The diagram shows a simplified outline of a root hair cell and the movement of calcium ions from the soil into it. What process is being shown by the movement of calcium ions in the diagram?

Mineral ions are essential for many different plant functions. For example, calcium ions play an important structural role in plant cell walls and cell membranes. Generally, plants absorb these ions through their roots from soil, and many plants have specialized root hair cells to aid in this absorption.

There are two main ways that root cells can take up these ions from soil, either passively or actively. When a particular ion is in a higher concentration in the soil than in the root hair cell, it will passively move down its concentration gradient into the root, without requiring any extra input of energy from the plant itself. This process is called diffusion. The ion continues to passively spread out by diffusion until there is an approximately equal concentration of this particular ion in both areas.

Alternatively, if the concentration of this ion is higher in the root hair cell than in the soil, as we can see in this pink diagram on the right, then uptake of more of this particular ion must be done actively. This process is called active transport, and it requires an input of energy to move ions from an area of low to high concentration into the root hair cell.

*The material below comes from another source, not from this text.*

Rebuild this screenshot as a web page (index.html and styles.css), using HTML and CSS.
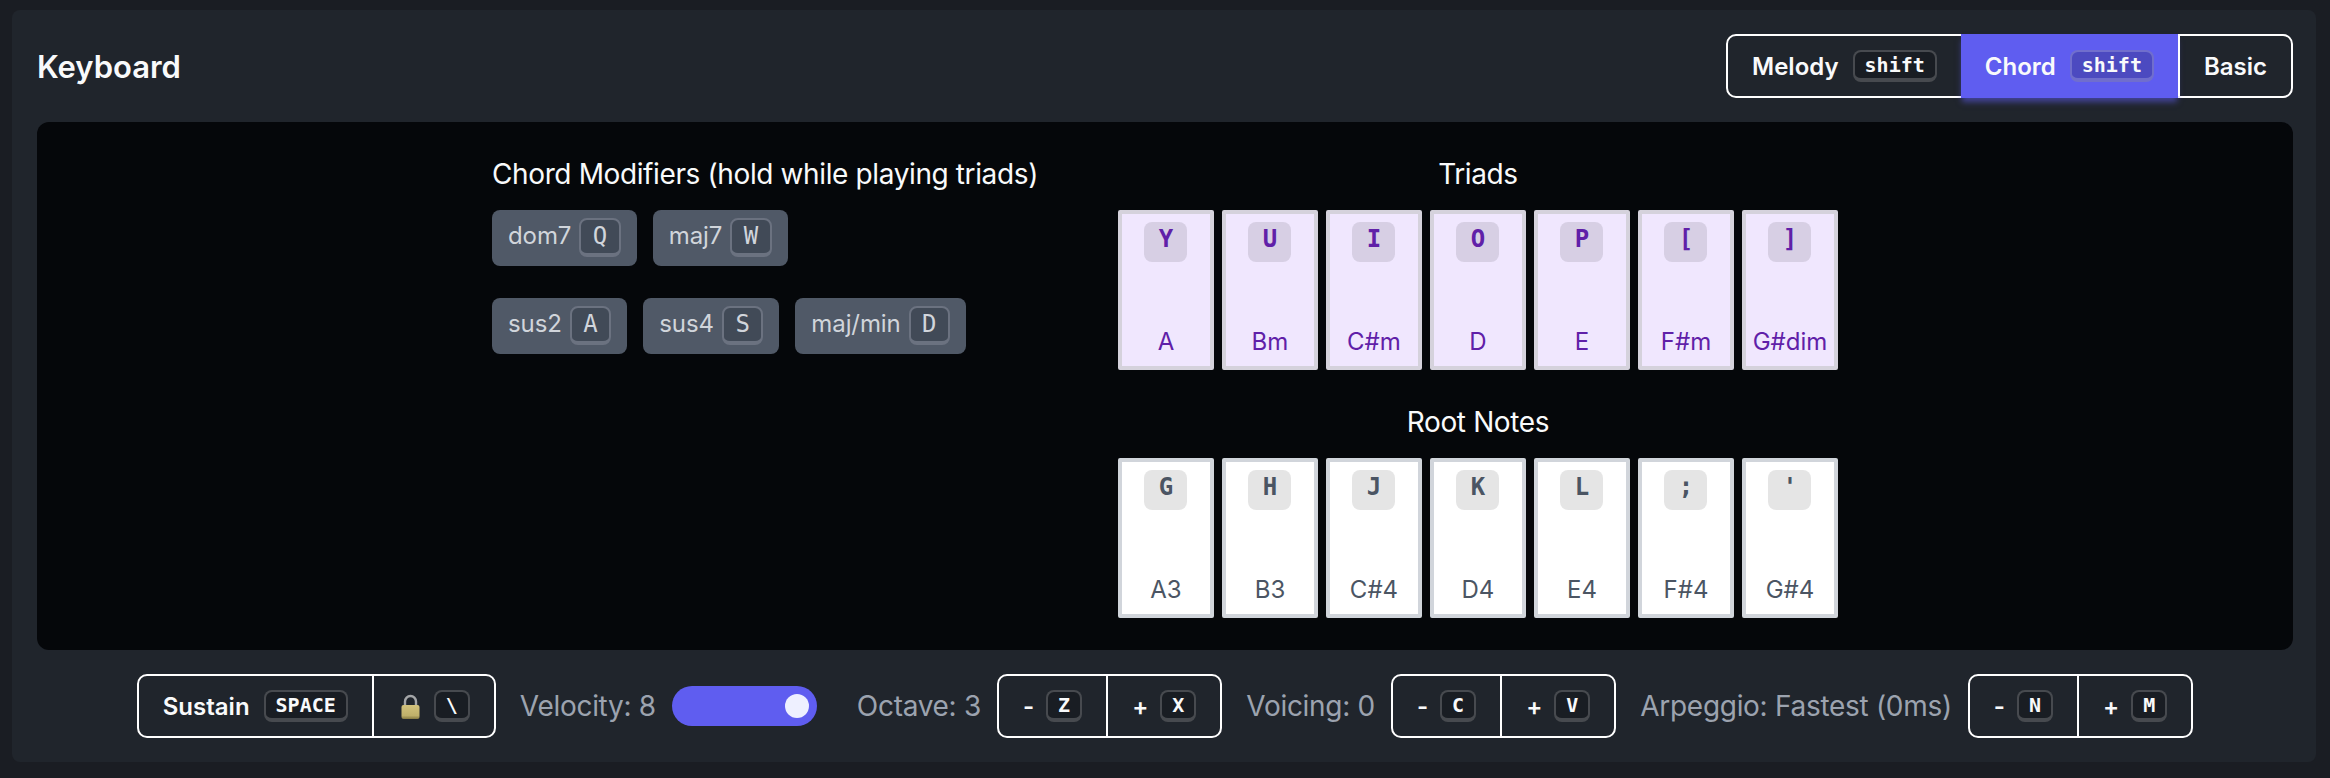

The question asks us to determine what process is being shown by the movement of calcium ions in the diagram that is provided to us by the question, shown on the far left. We can see that calcium ions, which are represented as red circles, are in a far lower concentration in the soil than they are in the root hair cell. As the arrows show calcium ions moving into the root hair cell from the soil, from an area of low concentration to an area of high concentration, we can work out the correct answer.

We know that moving particles from an area of low to high concentration requires an input of energy so is an active process. Therefore, the correct answer to this question is active transport.